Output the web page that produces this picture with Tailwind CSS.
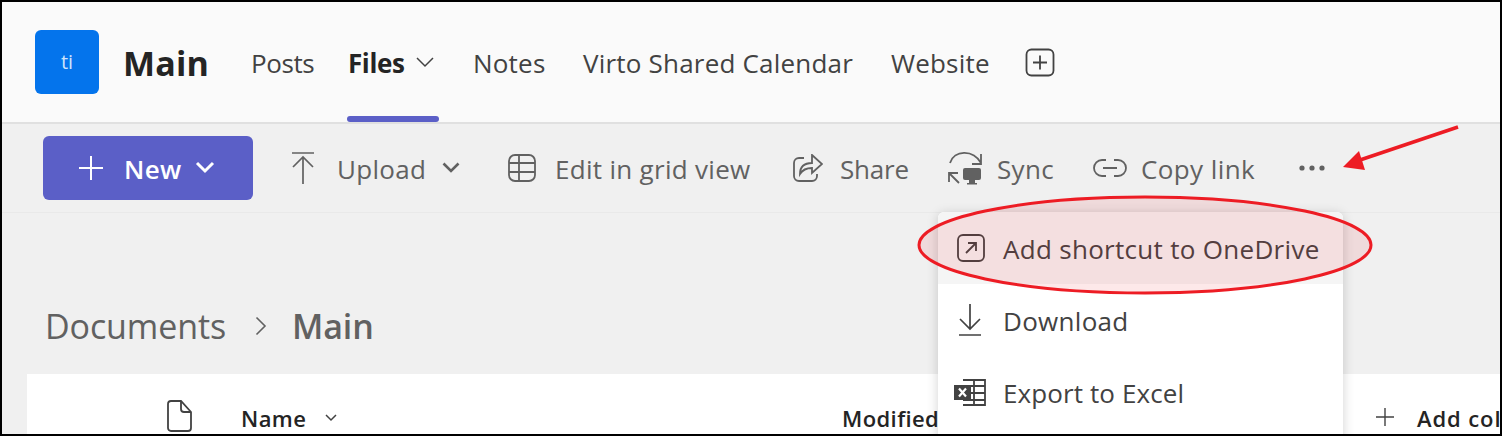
<!DOCTYPE html>
<html lang="en">
<head>
  <meta charset="UTF-8" />
  <title>Main - Files</title>
  <script src="https://cdn.jsdelivr.net/npm/@tailwindcss/browser@4"></script>
</head>
<body class="bg-black">
  <div class="relative w-[1502px] h-[436px] overflow-hidden border-2 border-black bg-[#f0f0f0] font-['Open_Sans',sans-serif] text-[#424242]">

    <!-- team header -->
    <header class="flex items-center h-[120px] pl-[33px] bg-[#fafafa] border-b-2 border-[#e0e0e0] box-content">
      <div class="flex items-center justify-center w-16 h-16 rounded-md bg-[#0474ec] text-[#cfe4fb] text-[20px]">ti</div>
      <h1 class="ml-[24px] w-[128px] pt-[2px] text-[34px] font-bold text-[#242424] tracking-[0.2px]">Main</h1>
      <nav class="flex items-center h-full text-[26px] tracking-[0.2px]">
        <span class="w-[97px] pt-[2px] tracking-[-0.4px]">Posts</span>
        <span class="relative flex items-center w-[125px] h-full pt-[2px] font-bold text-[#242424] tracking-[-0.4px]">
          Files
          <svg class="absolute left-[68px] top-[54px]" width="18" height="12" viewBox="0 0 18 12" fill="none" stroke="#424242" stroke-width="1.5"><path d="M1 2l8 8 8-8"/></svg>
          <span class="absolute left-[-1px] bottom-0 w-[92px] h-[6px] rounded-[3px] bg-[#5b5fc7]"></span>
        </span>
        <span class="w-[110px] pt-[2px]">Notes</span>
        <span class="w-[308px] pt-[2px] whitespace-nowrap">Virto Shared Calendar</span>
        <span class="w-[134px] pt-[2px]">Website</span>
        <svg class="mt-[1px]" width="30" height="30" viewBox="0 0 30 30" fill="none" stroke="#424242" stroke-width="1.8"><rect x="1.5" y="1.5" width="27" height="26" rx="5"/><path d="M15 7.5v14M8 14.5h14"/></svg>
      </nav>
    </header>

    <!-- command bar -->
    <div class="flex items-center h-[89px] pb-px pl-[41px] border-b border-[#e9e9e9] text-[26px] text-[#616161] tracking-[0.3px]">
      <button class="flex items-center w-[210px] h-16 pl-9 rounded-md bg-[#5b5fc7] text-white font-semibold">
        <svg width="24" height="24" viewBox="0 0 24 24" fill="none" stroke="white" stroke-width="2"><path d="M12 0v24M0 12h24"/></svg>
        <span class="ml-[21px] w-[71px] pt-[4px] text-left">New</span>
        <svg width="20" height="13" viewBox="0 0 20 13" fill="none" stroke="white" stroke-width="3"><path d="M2 2l8 8 8-8"/></svg>
      </button>
      <svg class="ml-[38px]" width="24" height="32" viewBox="0 0 24 32" fill="none" stroke="#616161" stroke-width="1.7"><path d="M1 1h22M12 32V5M2 15L12 5l10 10"/></svg>
      <span class="ml-[22px] w-[105px] pt-[4px]">Upload</span>
      <svg width="18" height="12" viewBox="0 0 18 12" fill="none" stroke="#616161" stroke-width="2.6"><path d="M1.5 1.5L9 9l7.5-7.5"/></svg>
      <svg class="ml-[48px]" width="28" height="28" viewBox="0 0 28 28" fill="none" stroke="#616161" stroke-width="1.8"><rect x="1" y="1" width="26" height="26" rx="6"/><path d="M1 9h26M1 18h26M11 1v26"/></svg>
      <span class="ml-[19px] w-[238px] pt-[4px] whitespace-nowrap">Edit in grid view</span>
      <svg width="30" height="28" viewBox="0 0 30 28" fill="none" stroke="#616161" stroke-width="1.8"><path d="M11 4H6a5 5 0 0 0-5 5v13a5 5 0 0 0 5 5h13a5 5 0 0 0 5-5v-2"/><path d="M19 1l10 9-10 9v-5c-5 0-9 1-12 6 0-7 4-11 12-11z"/></svg>
      <span class="ml-[17px] w-[108px] pt-[4px] tracking-[-0.2px]">Share</span>
      <svg width="34" height="34" viewBox="0 0 34 34" fill="none" stroke="#616161" stroke-width="1.8"><path d="M2 12C6 -1 25 -2 33 12M33 3v10H24"/><path d="M1 31V22h9M1 22l10 10"/><path d="M15 19a2 2 0 0 1 2-2h14a2 2 0 0 1 2 2v8a2 2 0 0 1-2 2H17a2 2 0 0 1-2-2z" fill="#616161" stroke="none"/><path d="M21 29h6v3h2v1.500H19V32h2z" fill="#616161" stroke="none"/></svg>
      <span class="ml-[15px] w-[96px] pt-[4px]">Sync</span>
      <svg width="34" height="18" viewBox="0 0 34 18" fill="none" stroke="#616161" stroke-width="1.8"><path d="M13 1H9a8 8 0 0 0 0 16h4M21 1h4a8 8 0 0 1 0 16h-4M10 9h14"/></svg>
      <span class="ml-[14px] w-[158px] pt-[4px] whitespace-nowrap tracking-[0.4px]">Copy link</span>
      <svg width="26" height="6" viewBox="0 0 26 6" fill="#616161"><circle cx="3" cy="3" r="2.6"/><circle cx="13" cy="3" r="2.6"/><circle cx="23" cy="3" r="2.6"/></svg>
    </div>

    <!-- breadcrumb -->
    <div class="flex items-center h-[161px] pt-[65px] pl-[43px] text-[34px] text-[#616161] tracking-[-0.1px]">
      <span class="w-[210px]">Documents</span>
      <svg width="12" height="20" viewBox="0 0 12 20" fill="none" stroke="#616161" stroke-width="1.6"><path d="M1.5 1.5L10 10l-8.5 8.5"/></svg>
      <span class="ml-[25px] font-semibold">Main</span>
    </div>

    <!-- file list header -->
    <div class="flex items-start ml-[25px] h-[60px] pt-[26px] bg-white text-[22px] font-semibold text-[#242424] tracking-[0.4px]">
      <svg class="ml-[140px] shrink-0" width="25" height="32" viewBox="0 0 25 32" fill="none" stroke="#424242" stroke-width="1.8"><path d="M4 1h10l10 11v16a3 3 0 0 1-3 3H4a3 3 0 0 1-3-3V4a3 3 0 0 1 3-3z"/><path d="M14 1v8a3 3 0 0 0 3 3h7"/></svg>
      <span class="ml-[49px] w-[84px] shrink-0 mt-[2px]">Name</span>
      <svg class="mt-[14px] shrink-0" width="12" height="8" viewBox="0 0 12 8" fill="none" stroke="#424242" stroke-width="1.5"><path d="M1 1l5 5 5-5"/></svg>
      <span class="ml-[505px] w-[534px] shrink-0 mt-[2px]">Modified</span>
      <svg class="mt-[8px] shrink-0" width="18" height="18" viewBox="0 0 18 18" fill="none" stroke="#424242" stroke-width="1.4"><path d="M9 0v18M0 9h18"/></svg>
      <span class="ml-[23px] shrink-0 mt-[2px] whitespace-nowrap tracking-[0.9px]">Add column</span>
    </div>

    <!-- overflow menu -->
    <div class="absolute left-[936px] top-[210px] w-[405px] h-[240px] rounded-t-md bg-white shadow-[0_2px_12px_rgba(0,0,0,0.18)] text-[26px] tracking-[0.3px]">
      <div class="flex items-center h-[72px] pl-[18px] bg-[#f5f5f5] rounded-t-md">
        <svg width="30" height="30" viewBox="0 0 30 30" fill="none" stroke="#424242" stroke-width="1.8"><rect x="2" y="2" width="26" height="26" rx="5"/><path d="M10 20L20 10M12 10h8v8"/></svg>
        <span class="ml-[17px] mt-[2px] whitespace-nowrap">Add shortcut to OneDrive</span>
      </div>
      <div class="flex items-center h-[72px] pl-[18px]">
        <svg class="ml-[2px]" width="24" height="32" viewBox="0 0 24 32" fill="none" stroke="#424242" stroke-width="1.7"><path d="M12 0v25M2 15l10 10 10-10M1 31h22"/></svg>
        <span class="ml-[21px] mt-[2px] whitespace-nowrap">Download</span>
      </div>
      <div class="flex items-center h-[72px] pl-[16px] tracking-[0.1px]">
        <svg width="32" height="27" viewBox="0 0 32 27" fill="none" stroke="#424242" stroke-width="1.8"><path d="M9 1h22v25H9M9 7h22M9 14h22M9 21h22M20 1v25"/><rect x="0" y="6" width="17" height="15" fill="#424242" stroke="none"/><path d="M5 9.500l7 8M12 9.500l-7 8" stroke="white" stroke-width="2.200"/></svg>
        <span class="ml-[17px] mt-[2px] whitespace-nowrap">Export to Excel</span>
      </div>
    </div>

    <!-- red annotations -->
    <svg class="absolute left-[-2px] top-[-2px]" width="1502" height="436" viewBox="0 0 1502 436" fill="none">
      <ellipse cx="1145" cy="245" rx="226" ry="48" fill="#ed1c24" fill-opacity="0.1" stroke="#ed1c24" stroke-width="3"/>
      <path d="M1458 127L1360 160" stroke="#ed1c24" stroke-width="3.5"/>
      <path d="M1343 167L1359 151L1365 170Z" fill="#ed1c24"/>
    </svg>
  </div>
</body>
</html>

## Aim
Repeat, exactly and in full, each line from the start of the data to the line that contains "w-[1502px] h-[436px] overflow-hidden". Pictures do not go in.

## Exercise result
Output the web page that produces this picture with Tailwind CSS.
<!DOCTYPE html>
<html lang="en">
<head>
  <meta charset="UTF-8" />
  <title>Main - Files</title>
  <script src="https://cdn.jsdelivr.net/npm/@tailwindcss/browser@4"></script>
</head>
<body class="bg-black">
  <div class="relative w-[1502px] h-[436px] overflow-hidden border-2 border-black bg-[#f0f0f0] font-['Open_Sans',sans-serif] text-[#424242]">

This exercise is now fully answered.